[Records]
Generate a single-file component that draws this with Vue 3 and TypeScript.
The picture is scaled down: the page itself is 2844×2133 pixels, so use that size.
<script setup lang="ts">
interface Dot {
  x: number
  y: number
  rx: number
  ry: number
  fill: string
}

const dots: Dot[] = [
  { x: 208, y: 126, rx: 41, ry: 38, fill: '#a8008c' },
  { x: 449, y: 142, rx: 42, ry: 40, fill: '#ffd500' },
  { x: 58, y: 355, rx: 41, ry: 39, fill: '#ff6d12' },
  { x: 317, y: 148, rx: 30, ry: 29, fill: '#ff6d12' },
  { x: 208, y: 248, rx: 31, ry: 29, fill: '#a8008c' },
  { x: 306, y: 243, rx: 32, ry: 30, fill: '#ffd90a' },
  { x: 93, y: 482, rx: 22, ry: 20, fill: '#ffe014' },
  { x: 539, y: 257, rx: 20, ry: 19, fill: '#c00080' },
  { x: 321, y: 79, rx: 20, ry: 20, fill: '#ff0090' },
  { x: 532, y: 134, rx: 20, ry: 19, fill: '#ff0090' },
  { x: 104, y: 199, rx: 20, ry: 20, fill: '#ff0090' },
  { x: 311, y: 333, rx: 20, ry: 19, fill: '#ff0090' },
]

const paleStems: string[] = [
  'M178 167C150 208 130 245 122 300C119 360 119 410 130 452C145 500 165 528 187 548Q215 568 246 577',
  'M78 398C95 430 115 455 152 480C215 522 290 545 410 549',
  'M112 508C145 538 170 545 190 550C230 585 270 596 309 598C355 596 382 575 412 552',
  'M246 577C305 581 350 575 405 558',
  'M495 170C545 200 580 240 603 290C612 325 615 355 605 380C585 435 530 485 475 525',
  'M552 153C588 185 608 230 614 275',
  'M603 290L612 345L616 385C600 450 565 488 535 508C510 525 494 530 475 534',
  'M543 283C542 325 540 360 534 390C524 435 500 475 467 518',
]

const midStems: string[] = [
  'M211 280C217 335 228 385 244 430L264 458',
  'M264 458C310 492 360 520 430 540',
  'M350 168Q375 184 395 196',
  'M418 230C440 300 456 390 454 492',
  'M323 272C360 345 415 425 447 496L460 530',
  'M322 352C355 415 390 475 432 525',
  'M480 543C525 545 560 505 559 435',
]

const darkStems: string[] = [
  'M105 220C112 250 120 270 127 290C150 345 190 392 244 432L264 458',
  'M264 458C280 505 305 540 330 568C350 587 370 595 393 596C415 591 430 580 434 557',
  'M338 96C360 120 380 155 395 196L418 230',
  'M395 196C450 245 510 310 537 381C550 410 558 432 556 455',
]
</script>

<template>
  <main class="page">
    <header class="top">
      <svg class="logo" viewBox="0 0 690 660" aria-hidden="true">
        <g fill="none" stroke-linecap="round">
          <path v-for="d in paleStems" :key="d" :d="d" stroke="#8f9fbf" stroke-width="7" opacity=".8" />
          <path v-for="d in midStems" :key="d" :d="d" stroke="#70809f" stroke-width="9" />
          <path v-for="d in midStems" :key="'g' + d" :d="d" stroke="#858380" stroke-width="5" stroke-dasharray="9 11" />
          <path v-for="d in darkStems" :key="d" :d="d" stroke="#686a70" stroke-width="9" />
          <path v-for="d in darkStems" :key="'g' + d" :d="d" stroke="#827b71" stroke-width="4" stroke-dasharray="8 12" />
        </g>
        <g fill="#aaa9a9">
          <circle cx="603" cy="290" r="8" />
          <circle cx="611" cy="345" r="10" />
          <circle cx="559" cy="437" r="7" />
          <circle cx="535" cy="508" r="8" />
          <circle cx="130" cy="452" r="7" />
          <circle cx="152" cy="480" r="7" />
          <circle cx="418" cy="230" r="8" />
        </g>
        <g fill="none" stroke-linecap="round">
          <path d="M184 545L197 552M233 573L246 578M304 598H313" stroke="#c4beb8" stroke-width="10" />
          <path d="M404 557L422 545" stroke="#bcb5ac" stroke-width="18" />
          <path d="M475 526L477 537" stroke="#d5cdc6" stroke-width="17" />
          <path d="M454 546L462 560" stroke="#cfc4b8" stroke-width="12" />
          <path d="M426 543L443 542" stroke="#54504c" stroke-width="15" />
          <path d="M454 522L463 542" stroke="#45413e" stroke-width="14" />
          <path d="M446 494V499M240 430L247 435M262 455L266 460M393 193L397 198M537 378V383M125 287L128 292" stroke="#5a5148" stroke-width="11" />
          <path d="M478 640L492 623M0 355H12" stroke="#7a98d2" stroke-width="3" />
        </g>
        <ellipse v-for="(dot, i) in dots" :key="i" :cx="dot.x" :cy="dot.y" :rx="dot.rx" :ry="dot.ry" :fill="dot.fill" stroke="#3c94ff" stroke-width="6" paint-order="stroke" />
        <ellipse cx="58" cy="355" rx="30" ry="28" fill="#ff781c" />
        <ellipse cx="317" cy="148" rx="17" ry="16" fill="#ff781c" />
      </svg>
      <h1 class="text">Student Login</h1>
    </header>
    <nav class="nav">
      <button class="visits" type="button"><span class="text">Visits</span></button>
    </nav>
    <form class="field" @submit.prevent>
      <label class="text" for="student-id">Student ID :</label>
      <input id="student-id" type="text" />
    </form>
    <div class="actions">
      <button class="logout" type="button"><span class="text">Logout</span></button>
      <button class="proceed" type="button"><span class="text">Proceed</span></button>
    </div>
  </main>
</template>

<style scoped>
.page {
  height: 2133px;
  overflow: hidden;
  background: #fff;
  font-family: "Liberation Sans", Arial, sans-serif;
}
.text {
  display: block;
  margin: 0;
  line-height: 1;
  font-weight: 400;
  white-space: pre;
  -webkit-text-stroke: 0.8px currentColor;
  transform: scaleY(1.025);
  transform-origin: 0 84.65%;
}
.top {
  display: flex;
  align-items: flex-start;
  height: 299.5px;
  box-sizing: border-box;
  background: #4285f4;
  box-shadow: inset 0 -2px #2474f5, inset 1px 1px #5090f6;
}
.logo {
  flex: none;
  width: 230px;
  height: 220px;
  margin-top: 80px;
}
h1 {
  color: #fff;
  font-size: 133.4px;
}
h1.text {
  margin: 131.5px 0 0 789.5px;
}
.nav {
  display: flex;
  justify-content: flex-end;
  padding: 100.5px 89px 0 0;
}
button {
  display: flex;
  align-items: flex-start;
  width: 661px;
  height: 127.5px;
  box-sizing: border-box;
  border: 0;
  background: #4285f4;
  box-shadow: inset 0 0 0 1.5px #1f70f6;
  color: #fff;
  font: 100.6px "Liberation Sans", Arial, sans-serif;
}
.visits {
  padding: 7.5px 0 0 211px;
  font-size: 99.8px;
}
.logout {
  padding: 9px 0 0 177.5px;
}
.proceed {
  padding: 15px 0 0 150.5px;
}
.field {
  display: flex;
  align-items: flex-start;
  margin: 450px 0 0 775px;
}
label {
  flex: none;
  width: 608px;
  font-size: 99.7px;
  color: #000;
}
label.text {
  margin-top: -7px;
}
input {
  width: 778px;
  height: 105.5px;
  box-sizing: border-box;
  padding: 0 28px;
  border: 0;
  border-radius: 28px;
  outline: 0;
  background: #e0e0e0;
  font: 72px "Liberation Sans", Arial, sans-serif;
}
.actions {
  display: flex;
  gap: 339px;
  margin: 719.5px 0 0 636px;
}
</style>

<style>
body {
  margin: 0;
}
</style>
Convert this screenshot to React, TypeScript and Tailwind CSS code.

[What is expected] Write out the entries above once more, without altering anything.

[Solution to the problem]
Generate a single-file component that draws this with Vue 3 and TypeScript.
The picture is scaled down: the page itself is 2844×2133 pixels, so use that size.
<script setup lang="ts">
interface Dot {
  x: number
  y: number
  rx: number
  ry: number
  fill: string
}

const dots: Dot[] = [
  { x: 208, y: 126, rx: 41, ry: 38, fill: '#a8008c' },
  { x: 449, y: 142, rx: 42, ry: 40, fill: '#ffd500' },
  { x: 58, y: 355, rx: 41, ry: 39, fill: '#ff6d12' },
  { x: 317, y: 148, rx: 30, ry: 29, fill: '#ff6d12' },
  { x: 208, y: 248, rx: 31, ry: 29, fill: '#a8008c' },
  { x: 306, y: 243, rx: 32, ry: 30, fill: '#ffd90a' },
  { x: 93, y: 482, rx: 22, ry: 20, fill: '#ffe014' },
  { x: 539, y: 257, rx: 20, ry: 19, fill: '#c00080' },
  { x: 321, y: 79, rx: 20, ry: 20, fill: '#ff0090' },
  { x: 532, y: 134, rx: 20, ry: 19, fill: '#ff0090' },
  { x: 104, y: 199, rx: 20, ry: 20, fill: '#ff0090' },
  { x: 311, y: 333, rx: 20, ry: 19, fill: '#ff0090' },
]

const paleStems: string[] = [
  'M178 167C150 208 130 245 122 300C119 360 119 410 130 452C145 500 165 528 187 548Q215 568 246 577',
  'M78 398C95 430 115 455 152 480C215 522 290 545 410 549',
  'M112 508C145 538 170 545 190 550C230 585 270 596 309 598C355 596 382 575 412 552',
  'M246 577C305 581 350 575 405 558',
  'M495 170C545 200 580 240 603 290C612 325 615 355 605 380C585 435 530 485 475 525',
  'M552 153C588 185 608 230 614 275',
  'M603 290L612 345L616 385C600 450 565 488 535 508C510 525 494 530 475 534',
  'M543 283C542 325 540 360 534 390C524 435 500 475 467 518',
]

const midStems: string[] = [
  'M211 280C217 335 228 385 244 430L264 458',
  'M264 458C310 492 360 520 430 540',
  'M350 168Q375 184 395 196',
  'M418 230C440 300 456 390 454 492',
  'M323 272C360 345 415 425 447 496L460 530',
  'M322 352C355 415 390 475 432 525',
  'M480 543C525 545 560 505 559 435',
]

const darkStems: string[] = [
  'M105 220C112 250 120 270 127 290C150 345 190 392 244 432L264 458',
  'M264 458C280 505 305 540 330 568C350 587 370 595 393 596C415 591 430 580 434 557',
  'M338 96C360 120 380 155 395 196L418 230',
  'M395 196C450 245 510 310 537 381C550 410 558 432 556 455',
]
</script>

<template>
  <main class="page">
    <header class="top">
      <svg class="logo" viewBox="0 0 690 660" aria-hidden="true">
        <g fill="none" stroke-linecap="round">
          <path v-for="d in paleStems" :key="d" :d="d" stroke="#8f9fbf" stroke-width="7" opacity=".8" />
          <path v-for="d in midStems" :key="d" :d="d" stroke="#70809f" stroke-width="9" />
          <path v-for="d in midStems" :key="'g' + d" :d="d" stroke="#858380" stroke-width="5" stroke-dasharray="9 11" />
          <path v-for="d in darkStems" :key="d" :d="d" stroke="#686a70" stroke-width="9" />
          <path v-for="d in darkStems" :key="'g' + d" :d="d" stroke="#827b71" stroke-width="4" stroke-dasharray="8 12" />
        </g>
        <g fill="#aaa9a9">
          <circle cx="603" cy="290" r="8" />
          <circle cx="611" cy="345" r="10" />
          <circle cx="559" cy="437" r="7" />
          <circle cx="535" cy="508" r="8" />
          <circle cx="130" cy="452" r="7" />
          <circle cx="152" cy="480" r="7" />
          <circle cx="418" cy="230" r="8" />
        </g>
        <g fill="none" stroke-linecap="round">
          <path d="M184 545L197 552M233 573L246 578M304 598H313" stroke="#c4beb8" stroke-width="10" />
          <path d="M404 557L422 545" stroke="#bcb5ac" stroke-width="18" />
          <path d="M475 526L477 537" stroke="#d5cdc6" stroke-width="17" />
          <path d="M454 546L462 560" stroke="#cfc4b8" stroke-width="12" />
          <path d="M426 543L443 542" stroke="#54504c" stroke-width="15" />
          <path d="M454 522L463 542" stroke="#45413e" stroke-width="14" />
          <path d="M446 494V499M240 430L247 435M262 455L266 460M393 193L397 198M537 378V383M125 287L128 292" stroke="#5a5148" stroke-width="11" />
          <path d="M478 640L492 623M0 355H12" stroke="#7a98d2" stroke-width="3" />
        </g>
        <ellipse v-for="(dot, i) in dots" :key="i" :cx="dot.x" :cy="dot.y" :rx="dot.rx" :ry="dot.ry" :fill="dot.fill" stroke="#3c94ff" stroke-width="6" paint-order="stroke" />
        <ellipse cx="58" cy="355" rx="30" ry="28" fill="#ff781c" />
        <ellipse cx="317" cy="148" rx="17" ry="16" fill="#ff781c" />
      </svg>
      <h1 class="text">Student Login</h1>
    </header>
    <nav class="nav">
      <button class="visits" type="button"><span class="text">Visits</span></button>
    </nav>
    <form class="field" @submit.prevent>
      <label class="text" for="student-id">Student ID :</label>
      <input id="student-id" type="text" />
    </form>
    <div class="actions">
      <button class="logout" type="button"><span class="text">Logout</span></button>
      <button class="proceed" type="button"><span class="text">Proceed</span></button>
    </div>
  </main>
</template>

<style scoped>
.page {
  height: 2133px;
  overflow: hidden;
  background: #fff;
  font-family: "Liberation Sans", Arial, sans-serif;
}
.text {
  display: block;
  margin: 0;
  line-height: 1;
  font-weight: 400;
  white-space: pre;
  -webkit-text-stroke: 0.8px currentColor;
  transform: scaleY(1.025);
  transform-origin: 0 84.65%;
}
.top {
  display: flex;
  align-items: flex-start;
  height: 299.5px;
  box-sizing: border-box;
  background: #4285f4;
  box-shadow: inset 0 -2px #2474f5, inset 1px 1px #5090f6;
}
.logo {
  flex: none;
  width: 230px;
  height: 220px;
  margin-top: 80px;
}
h1 {
  color: #fff;
  font-size: 133.4px;
}
h1.text {
  margin: 131.5px 0 0 789.5px;
}
.nav {
  display: flex;
  justify-content: flex-end;
  padding: 100.5px 89px 0 0;
}
button {
  display: flex;
  align-items: flex-start;
  width: 661px;
  height: 127.5px;
  box-sizing: border-box;
  border: 0;
  background: #4285f4;
  box-shadow: inset 0 0 0 1.5px #1f70f6;
  color: #fff;
  font: 100.6px "Liberation Sans", Arial, sans-serif;
}
.visits {
  padding: 7.5px 0 0 211px;
  font-size: 99.8px;
}
.logout {
  padding: 9px 0 0 177.5px;
}
.proceed {
  padding: 15px 0 0 150.5px;
}
.field {
  display: flex;
  align-items: flex-start;
  margin: 450px 0 0 775px;
}
label {
  flex: none;
  width: 608px;
  font-size: 99.7px;
  color: #000;
}
label.text {
  margin-top: -7px;
}
input {
  width: 778px;
  height: 105.5px;
  box-sizing: border-box;
  padding: 0 28px;
  border: 0;
  border-radius: 28px;
  outline: 0;
  background: #e0e0e0;
  font: 72px "Liberation Sans", Arial, sans-serif;
}
.actions {
  display: flex;
  gap: 339px;
  margin: 719.5px 0 0 636px;
}
</style>

<style>
body {
  margin: 0;
}
</style>
Convert this screenshot to React, TypeScript and Tailwind CSS code.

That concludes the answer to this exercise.